Whether for barn poles or fence posts, posthole digging is an engaging activity that I highly recommend. It’s a great workout for young athletes … with the added benefit of actually accomplishing something. Once my posthole is 2 & 1/2 to 3 feet deep I’m ready to set the pole. But first I take an axe to the bottom of the pole that will be in contact with the ground. On cedar, the white sapwood is not as rot resistant as the red heartwood, so off most of it comes.

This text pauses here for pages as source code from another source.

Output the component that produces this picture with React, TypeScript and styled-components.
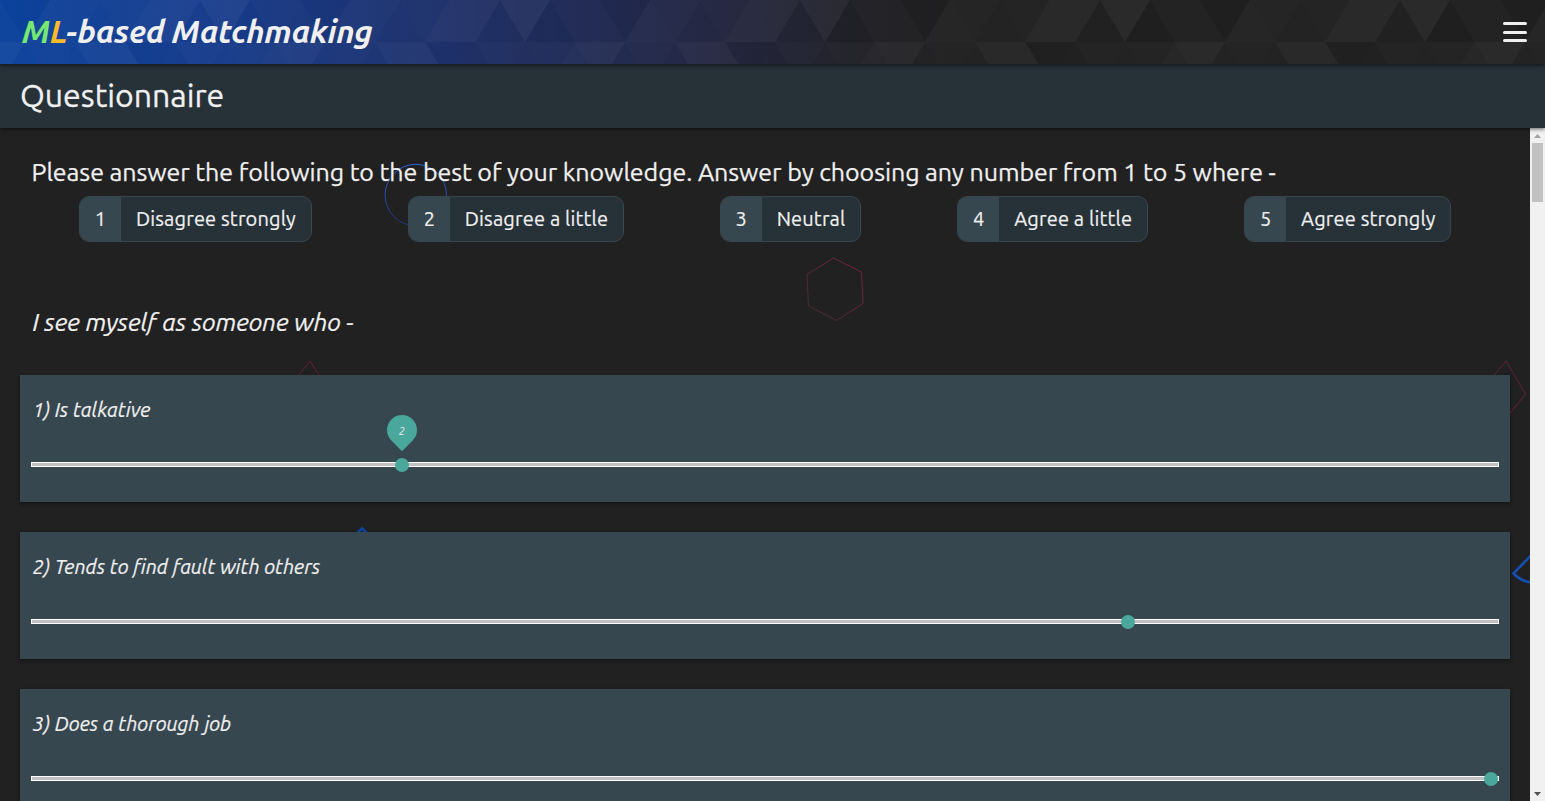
import React from 'react';
import styled, { createGlobalStyle } from 'styled-components';

const GlobalStyle = createGlobalStyle`
  * { box-sizing: border-box; }
  body {
    margin: 0;
    background: #212121;
    color: #f0f0f0;
    font-family: Ubuntu, 'Open Sans', sans-serif;
    font-weight: 400;
    overflow: hidden;
  }
`;

const Page = styled.div`
  display: flex;
  flex-direction: column;
  height: 100vh;
`;

const Header = styled.header`
  position: relative;
  z-index: 3;
  flex: 0 0 64px;
  display: flex;
  align-items: center;
  justify-content: space-between;
  padding: 0 18px 0 22px;
  background: linear-gradient(to right, #0b429c 0, #173b8a 220px, #1d2e66 460px, #212541 700px, #202027 850px, #1f1f1f 960px);
  box-shadow: 0 1px 4px rgba(0, 0, 0, 0.6);
`;

const Texture = styled.svg`
  position: absolute;
  inset: 0;
  width: 100%;
  height: 100%;
`;

const Brand = styled.h1`
  position: relative;
  margin: 0;
  font-size: 32px;
  line-height: 62px;
  height: 64px;
  font-weight: 700;
  font-style: italic;
  letter-spacing: -0.22px;
  white-space: nowrap;
`;

const Letter = styled.span<{ $color: string }>`
  color: ${(p) => p.$color};
`;

const MenuButton = styled.button`
  position: relative;
  display: flex;
  flex-direction: column;
  gap: 5.5px;
  padding: 0;
  border: 0;
  background: none;
`;

const MenuLine = styled.span`
  width: 24px;
  height: 3px;
  border-radius: 1.5px;
  background: #f0f0f0;
`;

const TitleBar = styled.div`
  position: relative;
  z-index: 2;
  flex: 0 0 64px;
  padding-left: 20px;
  font-size: 32px;
  line-height: 62px;
  -webkit-text-stroke: 0.3px;
  background: #263238;
  box-shadow: 0 1px 4px rgba(0, 0, 0, 0.6);
`;

const Body = styled.div`
  position: relative;
  flex: 1;
  min-height: 0;
  display: flex;
`;

const Decorations = styled.svg`
  position: absolute;
  left: 0;
  top: 0;
`;

const Content = styled.main`
  position: relative;
  flex: 1;
  min-width: 0;
  padding: 29px 20px 0;
  overflow: hidden;
`;

const Intro = styled.p`
  margin: 0 11px;
  padding-left: 0.5px;
  font-size: 25px;
  line-height: 30px;
  letter-spacing: -0.072px;
  -webkit-text-stroke: 0.25px;
  white-space: nowrap;
`;

const Prompt = styled.p`
  margin: 66px 12.5px 38px;
  font-size: 25px;
  line-height: 29px;
  font-style: italic;
  letter-spacing: -0.12px;
  -webkit-text-stroke: 0.2px;
`;

const Scale = styled.div`
  display: flex;
  justify-content: space-around;
  margin: 9px 11px 0;
`;

const Pill = styled.div<{ $width: number }>`
  display: flex;
  width: ${(p) => p.$width}px;
  height: 46px;
  border: 1px solid #37474f;
  border-radius: 10px;
  overflow: hidden;
  background: #263238;
  font-size: 20px;
  line-height: 44px;
  -webkit-text-stroke: 0.2px;
  white-space: nowrap;
`;

const PillNumber = styled.span`
  flex: 0 0 41px;
  text-align: center;
  background: #37474f;
`;

const PillLabel = styled.span`
  padding-left: 15px;
  letter-spacing: 0.16px;
`;

const Card = styled.section`
  height: 127px;
  margin-bottom: 30px;
  padding: 20px 11px 0;
  background: #37474f;
  box-shadow: 0 2px 3px rgba(0, 0, 0, 0.25), 0 1px 4px rgba(0, 0, 0, 0.15);
`;

const Question = styled.p`
  margin: 0;
  padding-left: 1.4px;
  font-size: 20px;
  line-height: 30px;
  font-style: italic;
  letter-spacing: 0.02px;
  -webkit-text-stroke: 0.2px;
`;

const Track = styled.div`
  position: relative;
  height: 5px;
  margin-top: 37px;
  border: 1px solid #fff;
  background: #c2c0c2;
`;

const Thumb = styled.span`
  position: absolute;
  top: -5px;
  width: 14px;
  height: 14px;
  margin-left: -7px;
  border-radius: 50%;
  background: #4aa79b;
`;

const Bubble = styled.span`
  position: absolute;
  left: -8px;
  top: -43px;
  width: 30px;
  height: 30px;
  border-radius: 50% 50% 0 50%;
  background: #4aa79b;
  transform: rotate(45deg);
`;

const BubbleValue = styled.span`
  display: block;
  padding-left: 1px;
  font-size: 10.5px;
  line-height: 32px;
  text-align: center;
  font-style: italic;
  transform: rotate(-45deg);
`;

const Scrollbar = styled.div`
  position: relative;
  flex: 0 0 15px;
  display: flex;
  flex-direction: column;
  align-items: center;
  justify-content: space-between;
  background: #f1f1f1;
`;

const ScrollThumb = styled.div`
  width: 11px;
  height: 59px;
  margin-bottom: auto;
  background: #c1c1c1;
`;

const ScrollArrow = styled.svg`
  display: block;
  width: 15px;
  height: 15px;
`;

const options = [
  { label: 'Disagree strongly', width: 233 },
  { label: 'Disagree a little', width: 216 },
  { label: 'Neutral', width: 141.7 },
  { label: 'Agree a little', width: 191 },
  { label: 'Agree strongly', width: 207 },
];

const questions = [
  { text: 'Is talkative', at: 370, value: 2 },
  { text: 'Tends to find fault with others', at: 1096 },
  { text: 'Does a thorough job', at: 1459 },
];

/* Shade of each facet over one 300px repeat: upward and downward triangles for both rows. */
const facets = {
  topUp: [2, 0, 3, 7, 3, 9],
  topDown: [10, 3, 0, 6, 5, 9],
  lowUp: [3, 8, 3, 3, 9, 2],
  lowDown: [5, 5, 10, 5, 9, 1],
};

const shapes = Array.from({ length: 8 }, (_, n) => n - 1).flatMap((n) => {
  const i = (n + 6) % 6;
  const x = n * 50;
  return [
    { d: `${x},0 ${x + 25},42 ${x - 25},42`, s: facets.topUp[i] },
    { d: `${x},0 ${x + 50},0 ${x + 25},42`, s: facets.topDown[i] },
    { d: `${x + 25},42 ${x + 50},84 ${x},84`, s: facets.lowUp[i] },
    { d: `${x - 25},42 ${x + 25},42 ${x},84`, s: facets.lowDown[i] },
  ];
});

export default function App() {
  return (
    <Page>
      <GlobalStyle />
      <Header>
        <Texture>
          <defs>
            <pattern id="facets" x="200" width="300" height="84" patternUnits="userSpaceOnUse">
              {shapes.map((t, i) => (
                <polygon key={i} points={t.d} fill="#fff" fillOpacity={t.s * 0.0046} />
              ))}
            </pattern>
          </defs>
          <rect width="100%" height="100%" fill="url(#facets)" />
        </Texture>
        <Brand>
          <Letter $color="#76e872">M</Letter>
          <Letter $color="#fbb92c">L</Letter>-based Matchmaking
        </Brand>
        <MenuButton aria-label="Menu">
          <MenuLine />
          <MenuLine />
          <MenuLine />
        </MenuButton>
      </Header>
      <TitleBar>Questionnaire</TitleBar>
      <Body>
        <Decorations width="1530" height="673" viewBox="0 128 1530 673" fill="none">
          <defs>
            <linearGradient id="blue" x1="0" y1="0" x2="0" y2="1">
              <stop offset="0" stopColor="#2962d9" />
              <stop offset="1" stopColor="#1d3680" />
            </linearGradient>
            <linearGradient id="pink" x1="1" y1="0" x2="0" y2="1">
              <stop offset="0" stopColor="#85204a" />
              <stop offset="1" stopColor="#43302b" />
            </linearGradient>
          </defs>
          <circle cx="415.8" cy="195" r="30.7" stroke="url(#blue)" />
          <path d="M833.5 258l28 14 1.500 31.500-26.500 17-28-14.500-1.500-31.500z" stroke="url(#pink)" strokeWidth="0.9" />
          <path d="M298 376l12-15 9.500 15" stroke="#6c203d" strokeWidth="0.9" />
          <path d="M1493.500 376l12.500-15 19.500 33-16 20" stroke="#6c203d" strokeWidth="0.9" />
          <path d="M356 534l6-5.500 6 5.500" stroke="#0d47a1" strokeWidth="2.500" />
          <path d="M1532 554.500l-18.500 19q8.500 8.500 19 9" stroke="#1450b4" strokeWidth="2.500" />
        </Decorations>
        <Content>
          <Intro>
            Please answer the following to the best of your knowledge. Answer by choosing any number from 1 to 5 where -
          </Intro>
          <Scale>
            {options.map((o, i) => (
              <Pill key={o.label} $width={o.width}>
                <PillNumber>{i + 1}</PillNumber>
                <PillLabel>{o.label}</PillLabel>
              </Pill>
            ))}
          </Scale>
          <Prompt>I see myself as someone who -</Prompt>
          {questions.map((q, i) => (
            <Card key={q.text}>
              <Question>
                {i + 1}) {q.text}
              </Question>
              <Track>
                <Thumb style={{ left: q.at }}>
                  {q.value && (
                    <Bubble>
                      <BubbleValue>{q.value}</BubbleValue>
                    </Bubble>
                  )}
                </Thumb>
              </Track>
            </Card>
          ))}
        </Content>
        <Scrollbar>
          <ScrollArrow viewBox="0 0 15 15">
            <path d="M4 10h7L7.500 6z" fill="#a3a3a3" />
          </ScrollArrow>
          <ScrollThumb />
          <ScrollArrow viewBox="0 0 15 15">
            <path d="M4 6h7L7.500 10z" fill="#505050" />
          </ScrollArrow>
        </Scrollbar>
      </Body>
    </Page>
  );
}
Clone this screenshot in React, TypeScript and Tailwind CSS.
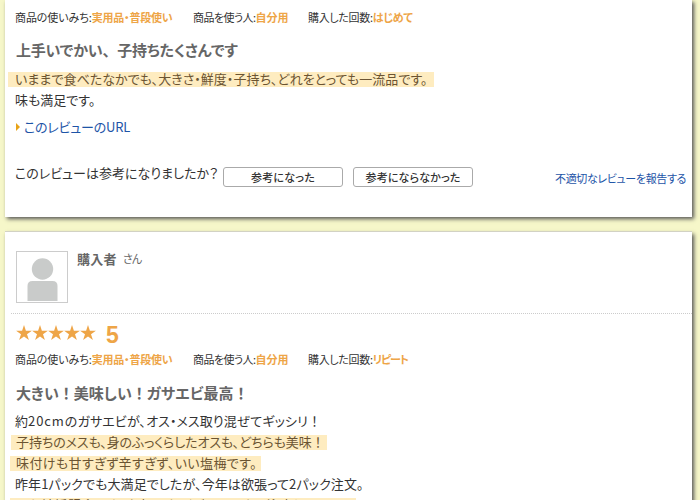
interface Line {
  text: string
  className: string
  mark?: string
}

interface Meta {
  label: string
  value: string
  className: string
  labelClassName: string
  valueClassName: string
}

const usage: Meta = {
  label: '商品の使いみち:',
  value: '実用品・普段使い',
  className: 'w-[178px]',
  labelClassName: 'tracking-[-0.1px]',
  valueClassName: 'tracking-[-0.2px]'
}

const user: Meta = {
  label: '商品を使う人:',
  value: '自分用',
  className: 'w-[115px]',
  labelClassName: 'tracking-[-0.55px]',
  valueClassName: ''
}

const firstMeta: Meta[] = [
  usage,
  user,
  {
    label: '購入した回数:',
    value: 'はじめて',
    className: '',
    labelClassName: 'tracking-[-0.3px]',
    valueClassName: 'tracking-[-0.4px]'
  }
]

const secondMeta: Meta[] = [
  usage,
  user,
  {
    label: '購入した回数:',
    value: 'リピート',
    className: '',
    labelClassName: 'tracking-[-0.3px]',
    valueClassName: 'tracking-[-1.2px]'
  }
]

const firstLines: Line[] = [
  {
    text: 'いままで食べたなかでも、大きさ・鮮度・子持ち、どれをとっても一流品です。',
    className: 'tracking-[0.04px]',
    mark: 'ml-[8px] w-[426px] pl-[7px]'
  },
  { text: '味も満足です。', className: '' }
]

const secondLines: Line[] = [
  { text: '約20cmのガサエビが、オス・メス取り混ぜてギッシリ！', className: 'tracking-[0.1px]' },
  {
    text: '子持ちのメスも、身のふっくらしたオスも、どちらも美味！',
    className: 'tracking-[-0.1px]',
    mark: 'ml-[11px] w-[316px] pl-[5px]'
  },
  {
    text: '味付けも甘すぎず辛すぎず、いい塩梅です。',
    className: 'tracking-[0.4px]',
    mark: 'ml-[10px] w-[251px] pl-[6px]'
  },
  {
    text: '昨年1パックでも大満足でしたが、今年は欲張って2パック注文。',
    className: 'tracking-[0.1px]'
  },
  {
    text: 'また結婚記念日や、お祝いなどがあるときに注文します。',
    className: 'tracking-[0.4px]',
    mark: 'ml-[10px] w-[346px] pl-[6px]'
  }
]

// Exclamation marks keep their full width, "cm" quantities are spaced out
function Spaced({ text }: { text: string }) {
  return text.split(/(！|\d+cm)/).map((part, i) => {
    if (part === '！') {
      return (
        <span key={i} className="[font-feature-settings:normal]">
          {part}
        </span>
      )
    }
    if (part.endsWith('cm')) {
      return (
        <span key={i} className="tracking-[0.9px]">
          {part}
        </span>
      )
    }
    return part
  })
}

function MetaRow({ items }: { items: Meta[] }) {
  return (
    <div className="flex h-[16px] pl-[10px] text-[11px] leading-[16px]">
      {items.map((m) => (
        <div key={m.label} className={m.className}>
          <span className={m.labelClassName}>{m.label}</span>
          <b className={`text-[#eea547] ${m.valueClassName}`}>{m.value}</b>
        </div>
      ))}
    </div>
  )
}

function Lines({ lines }: { lines: Line[] }) {
  return (
    <div className="-ml-[5px] text-[13px]">
      {lines.map((l) => (
        <div key={l.text} className="flex h-[21px] items-center">
          <p
            className={
              l.mark
                ? `h-[15px] bg-[#feecc0] leading-[13px] text-[#6b5432] ${l.mark}`
                : 'ml-[15px] h-[15px] leading-[13px]'
            }
          >
            <span className={l.className}>
              <Spaced text={l.text} />
            </span>
          </p>
        </div>
      ))}
    </div>
  )
}

const cardShadow = 'shadow-[0_-1px_0_#d2d2c4,2px_2px_4px_#555]'

export default function App() {
  return (
    <div
      lang="ja"
      className="h-[500px] w-[700px] overflow-hidden bg-[#f6f7c9] pl-[5px] font-['Noto_Sans_CJK_JP',sans-serif] whitespace-nowrap text-[#333] [font-feature-settings:'palt']"
    >
      <section className={`flex h-[217px] w-[687px] flex-col bg-white pt-[9px] ${cardShadow}`}>
        <MetaRow items={firstMeta} />
        <h2 className="mt-[15px] h-[20px] pl-[11px] text-[15px] leading-[20px] font-bold tracking-[-0.2px] text-[#666]">
          上手いでかい<span className="[font-feature-settings:normal]">、</span>子持ちたくさんです
        </h2>
        <div className="mt-[9px]">
          <Lines lines={firstLines} />
        </div>
        <a className="mt-[6px] flex h-[20px] items-center pl-[11px] text-[13px] tracking-[-0.2px] text-[#1d54a7]">
          <span className="mr-[4px] border-y-[4px] border-l-[4px] border-y-transparent border-l-[#e8a317]" />
          このレビューのURL
        </a>
        <div className="mt-[30px] flex h-[20px] items-start">
          <p className="w-[218px] pl-[10px] text-[13px] leading-[12px]">
            このレビューは参考になりましたか？
          </p>
          <button className="h-[20px] w-[120px] rounded-[3px] border border-[#aaa] text-[11px] leading-[18px] font-medium tracking-[0.2px]">
            参考になった
          </button>
          <button className="ml-[10px] h-[20px] w-[120px] rounded-[3px] border border-[#aaa] text-[11px] leading-[18px] font-medium tracking-[0.15px]">
            参考にならなかった
          </button>
          <a className="ml-[82px] text-[11px] leading-[22px] tracking-[-0.35px] text-[#1d54a7]">
            不適切なレビューを報告する
          </a>
        </div>
      </section>

      <section className={`mt-[15px] h-[300px] w-[687px] bg-white pt-[19px] ${cardShadow}`}>
        <div className="flex h-[52px] pl-[11px]">
          <svg width="52" height="52" viewBox="0 0 52 52">
            <rect x=".5" y=".5" width="51" height="51" fill="#fff" stroke="#ccc" />
            <circle cx="26.500" cy="18" r="10.700" fill="#c9cbca" />
            <path d="M11.500 50V35q0-5 5-5h20q5 0 5 5v15z" fill="#c9cbca" />
          </svg>
          <p className="ml-[9px] text-[13px] leading-[15px] font-bold tracking-[0.3px] text-[#666]">
            購入者
          </p>
          <p className="ml-[6px] text-[11px] leading-[15px] tracking-[-0.8px] text-[#666]">さん</p>
        </div>
        <div className="mt-[10px] ml-[6px] border-t border-dotted border-[#ccc]" />
        <div className="mt-[7px] flex h-[24px] items-center pl-[11px]">
          <svg width="80" height="18" viewBox="0 0 80 18" fill="#eea547">
            {[0, 16, 32, 48, 64].map((x) => (
              <path
                key={x}
                transform={`translate(${x} 0)`}
                d="M8 1l1.900 5.700h6L11 10.200l1.900 5.800L8 12.500l-4.900 3.500L5 10.200.1 6.700h6z"
              />
            ))}
          </svg>
          <b className="mt-[3px] ml-[10px] font-['Liberation_Sans',sans-serif] text-[23px] leading-[24px] text-[#eea547]">
            5
          </b>
        </div>
        <div className="mt-[6px]">
          <MetaRow items={secondMeta} />
        </div>
        <h2 className="mt-[16px] h-[20px] pl-[11px] text-[15px] leading-[20px] font-bold text-[#666]">
          <Spaced text="大きい！美味しい！ガサエビ最高！" />
        </h2>
        <div className="mt-[8px]">
          <Lines lines={secondLines} />
        </div>
      </section>
    </div>
  )
}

After lifting up the pole and letting it drop into the hole, a few shovels full of dirt are added back and packed down right good with the tamp bar. This gets the air pockets out and causes the pole to be firmly set in the ground. Now I take a level and check the pole for plumb. Even when the poles aren’t perfectly straight, I just make sure they’re plumb from the top (where they’re later to be cut off) to the point where it enters the ground. With somewhat crooked poles it’s better to use a plumb bob, which can be any small object tied to a string, as long as it’s heavier than the string. I used lag bolts, but spark plugs work even better for this. I hold the string at the top as the lag bolt is kept perfectly still at the bottom. Then eyeball the string and pole together, adjusting the pole till the general shape matches the line of the string. When I’m sure the pole is plumb, I continue filling the hole by alternately shoveling in more dirt and then tamping until the hole is not a hole anymore.

The next corner post will be 11 feet from the first, measured from the outside edges. With a bit of digging and many rocks later I’ve set and finished the 2nd pole.

With these first two poles in the ground, the third pole to go up should be either one of the other corner poles on the far side of the structure. To figure out where it’ll go, I use some rocks, string, and tape to make sure the corner poles form a perfect rectangle, giving the pole barn opposite sides of equal length. The string can be adjusted easily as I measure. Since the posts are round, scrap pieces of wood help locate the virtual corners so that my measurements will be accurate. Where the third pole on the far corner goes is actually pretty important. It must be set at exactly 90 degrees from the other two poles so the building will be rectangular and not sittin’ slaunchwise. To accomplish this (along with the rocks, string, and tape), I use perhaps the most valuable math I ever learned in school … the Pythagorean Theorem, which boils down to a simple formula: a2 + b2 = c2.

I’m not exactly sure who Pythagoras was, but I’ve little doubt he was the “go to” man for pole barn building in ancient Greece.

The Pythagorean Theorem is also known as the 3-4-5 rule, which is very helpful in making sure the four corners of my workshop will each form a perfect 90 angle. From one corner, you mark 3 feet out on one line, and 4 feet out on a 2nd line, then adjust either of those lines until you measure 5 feet from mark to mark. The resulting angle is always 90 degrees. For more accuracy on a larger scale, I double those first couple of numbers for this 3rd pole to 6’ and 8’, marking those points on the line with electrical tape. Then I just adjust the string until I measure 10 feet from tape to tape.

Once I’m confident I have a 90-degree angle I use more string, rocks, and measuring to zero in on the exact spot for the last two corner posts. After the four corner posts are up, it’s no botheration to pull a string, measure, and set the last two posts in the middle.

Now it’s time to bring some logs up from the woods and cut ’em up into some homemade lumber for the workshop.